Quinn doesn’t know any of this, mind you; he’s holed up, with his unpleasantly septic bullet wound, in what looks like a shipping container. Poor Jonas – way out of his depth in Carrie’s world – is roped in to provide nursing services for a couple of hours, while Carrie runs some spy errands. Of course, Carrie turns out to have lots to keep her occupied in the outside world, while Quinn’s health continues to decline, and a panicky Jonas eventually agrees with Carrie by phone that Quinn needs proper medical attention. This is something Quinn is desperate to avoid – he seems to think it’ll lead to Carrie being killed, this time for reals – so when he overhears Jonas discussing this he gets out of the shipping container. I would say that he does a runner, but in truth it’s more of a blood-soaked shuffle, although he’s still more than quick enough to get away from Jonas before he knows what’s happening.
And then Quinn plans to kill himself in what looks like an unnecessarily fussy way, by tying himself to a concrete block and throwing himself into a canal. Before he can jump, though, he’s interrupted by a stranger, who unties him. (If, of course, he is a stranger, although it’d be a pretty huge coincidence if there’s a secret services operative prowling the midnight streets of Berlin looking for spies to save from drowning.) Quinn’s too enfeebled to do much about it, though, so he stumbles away, tries and fails to climb into a dumpster, and collapses, followed once again by the “stranger”. Which is where we leave Quinn for now. I’d be surprised if the writers let Quinn go out like that, so I’d guess he’ll be back.
Meantime Allison is trying to drive a wedge between Dar Adal and Saul, and she’s got some good material – the bomb which brought down General Youssef’s plane last week is similar to one used by Israel in the past. Moreover, Saul’s Israeli bud, Etai, was in Geneva the day before the explosion. Adal tells Allison to put Saul under surveillance, which unless I missed something kind of baffled me – doesn’t Adal know that they’re hooking up? Why would he think Allison can be trusted to keep that away from Saul? Unless, of course, Saul and Dar are playing one of their long games.

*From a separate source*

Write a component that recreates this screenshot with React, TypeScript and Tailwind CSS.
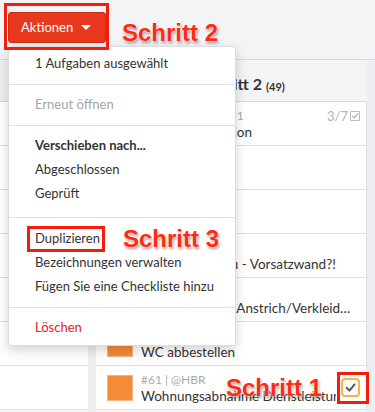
import React from 'react';

type Card = { meta: string; title: string; truncate?: boolean; badge?: string; check?: boolean };

const cards: Card[] = [
  { meta: '#147 | @Elektro1-1', title: 'Lüftung Inspektion', badge: '3/7' },
  { meta: '#52 | @HBR', title: 'Fenster prüfen' },
  { meta: '#55 | @HBR', title: 'Türzarge Bad' },
  { meta: '#57 | @HBR', title: 'Bad nie maßtreu - Vorsatzwand?!' },
  { meta: '#59 | @HBR', title: 'Rohrleitung Hk. Anstrich/Verkleidung fehlt noch', truncate: true },
  { meta: '#60 | @HBR', title: 'WC abbestellen' },
  { meta: '#61 | @HBR', title: 'Wohnungsabnahme Dienstleistung', check: true },
];

function CheckMark({ className }: { className?: string }) {
  return (
    <svg viewBox="0 0 12 12" className={className} fill="none">
      <path d="M2.5 6.3 L5 8.8 L9.8 3.2" stroke="currentColor" strokeWidth="1.8" strokeLinecap="round" strokeLinejoin="round" />
    </svg>
  );
}

function MenuItem({ children, className = '' }: { children: React.ReactNode; className?: string }) {
  return <div className={`h-[24px] flex items-center pl-[26px] text-[13px] text-[#333] ${className}`}>{children}</div>;
}

const note = "absolute font-['Liberation_Sans',Arial,sans-serif] font-bold text-[24px] leading-none text-[#ff2a12] [text-shadow:0_0_2px_#fff,0_0_2px_#fff,1px_2px_3px_rgba(0,0,0,0.45)]";

export default function App() {
  return (
    <div className="relative w-[375px] h-[412px] overflow-hidden bg-[#f3f4f6] font-['Lato','Noto_Sans',sans-serif]">
      {/* Top bar */}
      <div className="h-[60px] border-b border-[#d5d7da] pl-2 pt-3">
        <button className="w-[98px] h-[31px] rounded-[3px] bg-[#e8381d] border border-[#cf2c14] flex items-center pl-[12px] gap-[8px] text-white text-[13px]">
          <span>Aktionen</span>
          <span className="w-0 h-0 border-l-[5px] border-r-[5px] border-t-[5px] border-l-transparent border-r-transparent border-t-white" />
        </button>
      </div>

      {/* Columns */}
      <div className="flex h-[352px]">
        <div className="w-[88px] flex flex-col">
          <div className="h-[42px] shrink-0 border-b border-[#d8d9dc] bg-[#eef0f2]" />
          {cards.map((_, i) => (
            <div key={i} className="h-[44px] shrink-0 bg-white border-b border-[#dedfe1]" />
          ))}
        </div>
        <div className="w-[8px] bg-[#eceef1]" />
        <div className="w-[271px] flex flex-col">
          <div className="h-[42px] shrink-0 border-b border-[#d8d9dc] flex items-end pb-[5px] pl-[60px] text-[#333]">
            <span className="font-bold text-[16px]">Bauabschnitt 2</span>
            <span className="font-bold text-[11px] ml-[4px] mb-[1px]">(49)</span>
          </div>
          {cards.map((c, i) => (
            <div key={i} className="h-[44px] shrink-0 bg-white border-b border-[#dedfe1] border-r flex items-center pl-[11px] pr-[9px]">
              <div className="w-[26px] h-[26px] shrink-0 bg-[#f68b37] border border-[#f0b48a]" />
              <div className="ml-[8px] flex-1 min-w-0 leading-[16px]">
                <div className="flex justify-between text-[12px] text-[#aaa]">
                  <span>{c.meta}</span>
                  {c.badge && (
                    <span className="-mr-[3px] flex items-center gap-[2px] text-[13px] text-[#b3b3b3]">
                      {c.badge}
                      <span className="w-[10px] h-[10px] border border-[#bbb] rounded-[1px] flex items-center justify-center">
                        <CheckMark className="w-[8px] h-[8px] text-[#aaa]" />
                      </span>
                    </span>
                  )}
                </div>
                <div className={`text-[13.5px] text-[#333] ${c.truncate ? 'truncate' : 'whitespace-nowrap overflow-hidden'}`}>{c.title}</div>
              </div>
              {c.check && (
                <span className="ml-[5px] -mr-[3px] w-[19px] h-[19px] shrink-0 rounded-[4px] border-2 border-[#f6b545] bg-[#fbfbfb] flex items-center justify-center">
                  <CheckMark className="w-[13px] h-[13px] text-[#555]" />
                </span>
              )}
            </div>
          ))}
        </div>
        <div className="w-[8px] bg-[#eceef1]" />
      </div>

      {/* Dropdown menu */}
      <div className="absolute left-[8px] top-[46px] w-[228px] bg-white rounded-[3px] border border-[#dcdcdc] shadow-[0_4px_12px_rgba(0,0,0,0.18)]">
        <div className="h-[38px] flex items-center pl-[26px] pb-[4px] text-[13px] text-[#333] border-b border-[#e2e2e2]">1 Aufgaben ausgewählt</div>
        <div className="h-[41px] flex items-center pl-[26px] text-[13px] text-[#a5a5a5] border-b border-[#e2e2e2]">Erneut öffnen</div>
        <div className="pt-[8px] pb-[11px] border-b border-[#e2e2e2]">
          <MenuItem className="font-bold">Verschieben nach...</MenuItem>
          <MenuItem>Abgeschlossen</MenuItem>
          <MenuItem>Geprüft</MenuItem>
        </div>
        <div className="pt-[9px] pb-[8px] border-b border-[#e2e2e2]">
          <MenuItem>Duplizieren</MenuItem>
          <MenuItem>Bezeichnungen verwalten</MenuItem>
          <MenuItem>Fügen Sie eine Checkliste hinzu</MenuItem>
        </div>
        <div className="h-[37px] flex items-center pl-[26px] pt-[3px] text-[13px] text-[#e8201c]">Löschen</div>
      </div>

      {/* Annotations */}
      <div className="absolute left-[4px] top-[3px] w-[105px] h-[47px] border-[3px] border-[#f41d0c]" />
      <div className="absolute left-[27px] top-[226px] w-[78px] h-[26px] border-[3px] border-[#f41d0c]" />
      <div className="absolute left-[337px] top-[372px] w-[32px] h-[32px] border-[3px] border-[#f41d0c]" />
      <div className={`${note} left-[122px] top-[21px]`}>Schritt 2</div>
      <div className={`${note} left-[123px] top-[227px]`}>Schritt 3</div>
      <div className={`${note} left-[226px] top-[376px]`}>Schritt 1</div>
    </div>
  );
}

Anyway Saul, by now under surveillance, visits Etai to more or less accuse him of bringing the plane down; Etai more or less denies it, but in terms which are still somewhat equivocal.
But Saul has one more thing to do – escape the surveilllance he seems to know about and meet up with Carrie. So just as last week’s episode brought Quinn back into Carrie’s orbit – a good thing – this one at least serves the purpose of bringing Carrie and Saul back together, as she turns to one of the very few people she can trust, even if he doesn’t like her very much at the moment. That apart, though, ‘Better Call Saul’ felt once again like a lot of setting-up; this week, though, without the explosive ending, which made it a little frustrating.